Erdoğan, partisinin il başkanları toplantısında:
“14 Mayıs destanını bir süredir beraber yol yürüdüğümüz, aramıza yeni katılan ve katılacak
olan dostlarımızla Cumhur İttifakı olarak inşallah beraberce yazacağız ”dedi.
Destanı kiminle yazacak Erdoğan?
Cumhur İttifakı’na katılacak yeni dostlarıyla!
O “yeni” dostlarından biri de HÜDAPAR!
HÜDAPAR kim?
Hizbullahçıların partisi!
Peki, Hizbullah?
Anlatalım…
“2 Şubat 2000’de Diyarbakır’a gittim. Hizbullah dehşetinin sıcak günleriydi. Artarda mezar
evler kazılıyordu. Evler önceden belirlenmiş gibiydi… Tetikçiler Türkiye’nin dört bir yanında
çok kısa bir zaman diliminde yakalanırken, insan sormadan edemiyordu. Devlet bunları
biliyordu da yakalamıyor muydu yoksa?”
Yirmi üç yıl önce, Fırtınaydı Hazan kitabıma bu kaygıyla bu saptamayla başlamışım. 2
Şubat 2000 günü Diyarbakır’daydım. Hizbullah tarafından katledilen Gerçek Dergisi
Diyarbakır Temsilcisi Namık Tarancı’nın izini sürüyordum, Namık’ın hayatını, devrimci
mücadelesini, gazeteciliğini yazmak için.

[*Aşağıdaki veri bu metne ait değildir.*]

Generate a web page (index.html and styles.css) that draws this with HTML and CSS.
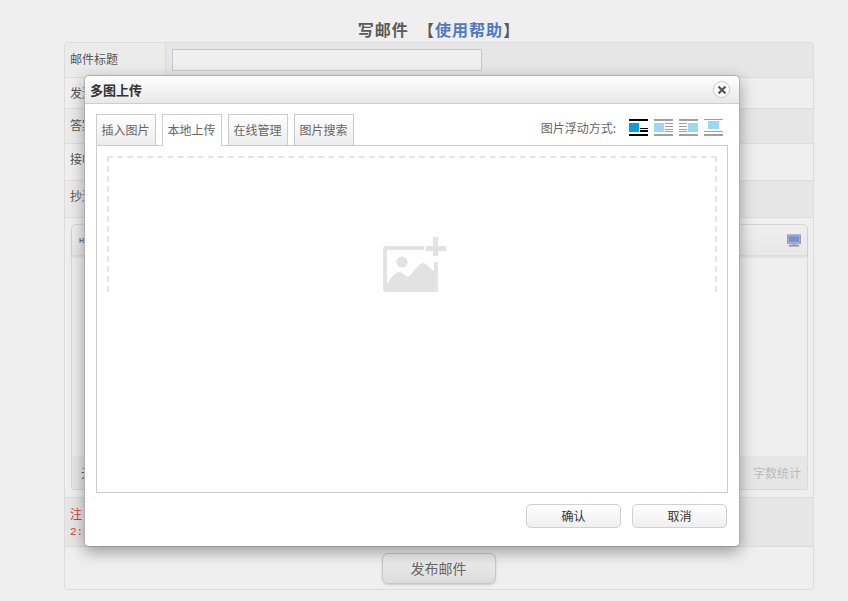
FILE: index.html
```html
<!DOCTYPE html>
<html lang="zh-CN">
<head>
<meta charset="utf-8">
<title>写邮件</title>
<link rel="stylesheet" href="styles.css">
</head>
<body>
<h1 class="page-title">写邮件 &nbsp;【<a class="help" href="#">使用帮助</a>】</h1>
<div class="form">
  <div class="row row-a h35"><div class="label">邮件标题</div><div class="value"><input class="text-input" type="text"></div></div>
  <div class="row row-b h31"><div class="label">发送人</div><div class="value"></div></div>
  <div class="row row-a h35"><div class="label">答案</div><div class="value"></div></div>
  <div class="row row-b h37"><div class="label">接收人</div><div class="value"></div></div>
  <div class="row row-a h37"><div class="label">抄送人</div><div class="value"></div></div>
  <div class="editor-row">
    <div class="editor">
      <div class="toolbar"><span class="html-btn">HTML</span>
        <svg class="monitor" width="14" height="13" viewBox="0 0 15 13"><rect x="0.500" y="0.500" width="14" height="9" fill="#a9b4d0" stroke="#8d99ad"/><rect x="2" y="2" width="11" height="6" fill="#7c8fd0"/><rect x="6" y="10" width="3" height="1" fill="#8a96ae"/><rect x="2" y="11" width="11" height="2" fill="#8a96ae"/></svg>
      </div>
      <div class="editor-body"></div>
      <div class="status"><span class="status-left">元素路径</span><span class="count">字数统计</span></div>
    </div>
  </div>
  <div class="row-a notes"><div class="note-1">注：邮件内容</div><div class="note-2">2:邮件内容</div></div>
  <div class="submit-row"><button class="submit" type="button">发布邮件</button></div>
</div>

<div class="dialog">
  <div class="dialog-head"><span class="dialog-title">多图上传</span>
    <span class="close"><svg width="10" height="10" viewBox="0 0 10 10"><path d="M1.500 1.500l7 7M8.500 1.500l-7 7" stroke="#555" stroke-width="2.200" fill="none"/></svg></span>
  </div>
  <div class="dialog-body">
    <div class="tab-bar">
      <div class="tab">插入图片</div>
      <div class="tab active">本地上传</div>
      <div class="tab">在线管理</div>
      <div class="tab">图片搜索</div>
      <div class="float-group">
        <span class="float-label">图片浮动方式:</span>
        <svg class="float-icon" width="20" height="17" viewBox="0 0 20 17"><path d="M0 0h19v2H0zM0 15h19v2H0zM11 9h8v1h-8zM11 11h8v2h-8z" fill="#000"/><rect y="4" width="10" height="9" fill="#0a9be6"/></svg>
        <svg class="float-icon" width="20" height="17" viewBox="0 0 20 17"><path d="M0 0h19v2H0zM0 15h19v2H0zM11 4h8v1h-8zM11 7h8v1h-8zM11 10h8v1h-8zM11 12h8v1h-8z" fill="#a0a0a0"/><rect y="4" width="10" height="9" fill="#9bd8f8"/></svg>
        <svg class="float-icon" width="20" height="17" viewBox="0 0 20 17"><path d="M0 0h19v2H0zM0 15h19v2H0zM0 4h8v1H0zM0 7h8v1H0zM0 10h8v1H0zM0 12h8v1H0z" fill="#a0a0a0"/><rect x="9" y="4" width="10" height="9" fill="#9bd8f8"/></svg>
        <svg class="float-icon" width="20" height="17" viewBox="0 0 20 17"><path d="M0 12h19v1H0zM0 15h19v2H0zM0 0h19v1H0z" fill="#a0a0a0"/><rect x="4" y="2" width="11" height="8" fill="#9bd8f8"/></svg>
      </div>
    </div>
    <div class="tab-panel">
      <div class="drop-zone">
        <svg class="drop-icon" width="64" height="56" viewBox="0 0 64 56">
          <path fill="#e2e2e2" d="M3 9H41V13H4V47C8 41 12 35 16 35C20 35 22 39 25 40C30 37 35 26 40 26C44 26 47 32 51 34V25H55V53a2 2 0 0 1-2 2H3a3 3 0 0 1-3-3V12a3 3 0 0 1 3-3Z"/>
          <circle cx="19" cy="25" r="5.500" fill="#e2e2e2"/>
          <path fill="#e2e2e2" d="M50 0h5v9h8v5h-8v5h-5v-5h-7V9h7z"/>
        </svg>
      </div>
    </div>
    <div class="dialog-foot">
      <button class="dlg-btn" type="button">确认</button>
      <button class="dlg-btn" type="button">取消</button>
    </div>
  </div>
</div>
</body>
</html>
```
FILE: styles.css
```css
* { box-sizing: border-box; }
html, body { margin: 0; height: 601px; overflow: hidden; }
body {
  background: #efefef;
  font-family: "Noto Sans CJK SC", "Liberation Sans", sans-serif;
  font-size: 12px;
  color: #555;
  position: relative;
}
.page-title {
  margin: 0;
  height: 42px;
  padding-top: 19px;
  text-align: center;
  font-size: 16px;
  line-height: 20px;
  font-weight: bold;
  color: #5a5a5a;
  padding-left: 30px;
  letter-spacing: 1px;
  white-space: nowrap;
}
.help { color: #5078c4; text-decoration: none; letter-spacing: 1px; }
.form {
  margin: 0 34px 0 64px;
  width: 750px;
  height: 548px;
  border: 1px solid #dcdcdc;
  border-radius: 3px;
  display: flex;
  flex-direction: column;
}
.row { display: flex; border-bottom: 1px solid #dcdcdc; }
.row-a { background: #e6e6e6; }
.row-b { background: #efefef; }
.h35 { height: 35px; }
.h31 { height: 31px; }
.h37 { height: 37px; }
.label {
  width: 101px;
  padding: 0 0 4px 5px;
  display: flex;
  align-items: center;
  border-right: 1px solid #dcdcdc;
  white-space: nowrap;
  background: #ebebeb;
}
.row-b .label { background: #efefef; }
.h31 .label { padding-bottom: 2px; }
.h37 .label { padding-bottom: 7px; }
.value { flex: 1; display: flex; align-items: center; padding-left: 6px; }
.text-input {
  width: 310px;
  height: 22px;
  background: #efefef;
  border: 1px solid #c6c6d6;
  margin: 0;
}
.editor-row { height: 280px; padding: 6px 5px 7px 6px; border-bottom: 1px solid #dcdcdc; }
.editor {
  height: 100%;
  border: 1px solid #d8d8d8;
  border-radius: 5px 5px 2px 2px;
  display: flex;
  flex-direction: column;
  background: #efefef;
}
.toolbar {
  height: 31px;
  background: linear-gradient(#efefef, #e8e8e8);
  border-bottom: 1px solid #dcdcdc;
  box-shadow: 0 1px 3px rgba(0,0,0,.1);
  display: flex;
  align-items: center;
  justify-content: space-between;
  padding: 0 6px 0 7px;
  border-radius: 5px 5px 0 0;
}
.html-btn { font: bold 7px "Liberation Sans", sans-serif; color: #5a7a9a; }
.monitor { display: block; }
.editor-body { flex: 1; }
.status {
  height: 33px;
  background: #e6e6e6;
  display: flex;
  align-items: center;
  justify-content: space-between;
  padding: 0 6px 0 9px;
}
.count { color: #bbb; }
.notes { height: 49px; border-bottom: 1px solid #dcdcdc; padding: 7px 5px 0; color: #e83a3a; }
.note-1 { line-height: 18px; }
.note-2 { font-family: "Liberation Mono", "Noto Sans CJK SC", monospace; font-size: 11px; line-height: 18px; }
.submit-row { flex: 1; display: flex; justify-content: center; align-items: flex-start; padding-top: 6px; }
.submit {
  width: 114px;
  height: 31px;
  border: 1px solid #c8c8c8;
  border-radius: 6px;
  background: linear-gradient(#efefef, #dcdcdc);
  box-shadow: 0 1px 2px rgba(0,0,0,.15);
  color: #666;
  font: 14px "Noto Sans CJK SC", sans-serif;
  padding: 0 1px 2px 0;
}
.dialog {
  position: absolute;
  left: 84px;
  top: 75px;
  width: 656px;
  height: 472px;
  background: #fff;
  border: 1px solid #b0b0b0;
  border-bottom-color: #999;
  border-radius: 5px;
  box-shadow: 0 5px 15px rgba(0,0,0,.35);
  display: flex;
  flex-direction: column;
}
.dialog-head {
  height: 28px;
  flex: none;
  background: linear-gradient(#fff, #e8e8e8);
  border-bottom: 1px solid #ccc;
  border-radius: 5px 5px 0 0;
  display: flex;
  align-items: center;
  justify-content: space-between;
  padding: 0 9px 0 5px;
}
.dialog-title { font-size: 13px; font-weight: bold; color: #333; }
.close {
  width: 17px;
  height: 17px;
  border: 1px solid #c4c4c4;
  border-radius: 50%;
  background: #fff;
  display: flex;
  align-items: center;
  justify-content: center;
}
.dialog-body { flex: 1; padding: 10px 11px 0; display: flex; flex-direction: column; }
.tab-bar { display: flex; gap: 6px; height: 32px; align-items: flex-start; position: relative; z-index: 1; }
.tab {
  width: 60px;
  height: 31px;
  border: 1px solid #ccc;
  border-bottom: none;
  background: linear-gradient(#fff, #ececec);
  color: #666;
  text-align: center;
  line-height: 29px;
  padding-right: 1px;
}
.tab.active { height: 32px; background: #fff; }
.float-group { margin-left: auto; display: flex; align-items: center; height: 26px; padding-right: 4px; }
.float-label { color: #666; margin-right: 13px; }
.float-icon { display: block; margin-left: 5px; }
.float-icon:first-of-type { margin-left: 0; }
.tab-panel { height: 348px; margin-top: -1px; border: 1px solid #ccc; padding: 10px; flex: none; }
.drop-zone {
  height: 136px;
  border: 2px dashed #e5e5e5;
  border-bottom: none;
  display: flex;
  justify-content: center;
  padding-top: 79px;
}
.drop-icon { display: block; flex: none; margin-left: 5px; }
.dialog-foot { display: flex; justify-content: flex-end; gap: 11px; padding: 11px 1px 0 0; }
.dlg-btn {
  width: 95px;
  height: 24px;
  border: 1px solid #d0d0d0;
  border-radius: 5px;
  background: linear-gradient(#fff, #efefef);
  font: 12px "Noto Sans CJK SC", sans-serif;
  color: #333;
  padding: 0 0 2px 0;
}
```
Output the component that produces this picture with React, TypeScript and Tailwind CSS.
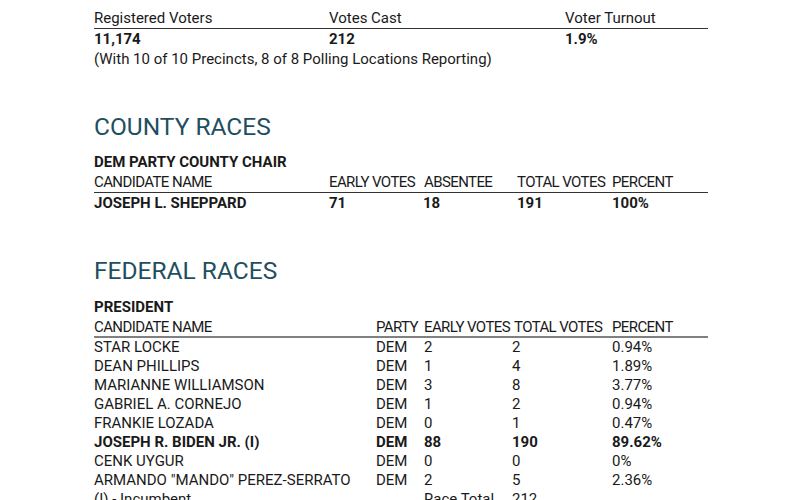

Fırtınaydı Hazan’da anlattığım Hizbullah- Hizbi kontra tarafından öldürülen gazetecileri
anımsayalım…
“Tarih 18 Şubat 1992: 2000’e Doğru Dergisi’nin Diyarbakır Temsilcisi Halit Güngen, akşam
saatlerinde derginin bürosunu basan kimliği meçhul kişilerce, kafasına sıkılan tek kurşunla
öldürüldü.
21 yaşındaki Halit Güngen, 16 Şubat 1992 tarihli 2000’e Doğru Dergisi’ne yazdığı ‘Hizbullah
Diyarbakır Çevik Güç Merkezi’nde eğitiliyor’ haberinden iki gün sonra silahlı saldırıya
uğramıştı.
Tarih 24 Şubat 1992: Bu kez Yeni Ülke gazetesi Batman Muhabiri Cengiz Altun, kafasına
arkadan tek kurşun sıkılarak öldürüldü.”
“Tarih 9 Ağustos 1992: Özgür Gündem ve Cumhuriyet Gazetesi yazarı Hüseyin Deniz,
Ceylanpınar’da saldırıya uğrayarak ağır yaralandı. Urfa Devlet Hastanesi’nden, Diyarbakır’a
nakledilen Hüseyin Deniz yolda öldü. Deniz’e arkadan yaklaşan üç kişiden ikisi sağ ve sol
yanına geçiyor, üçüncüsü arkadan ensesine tek kurşun sıkıyordu.”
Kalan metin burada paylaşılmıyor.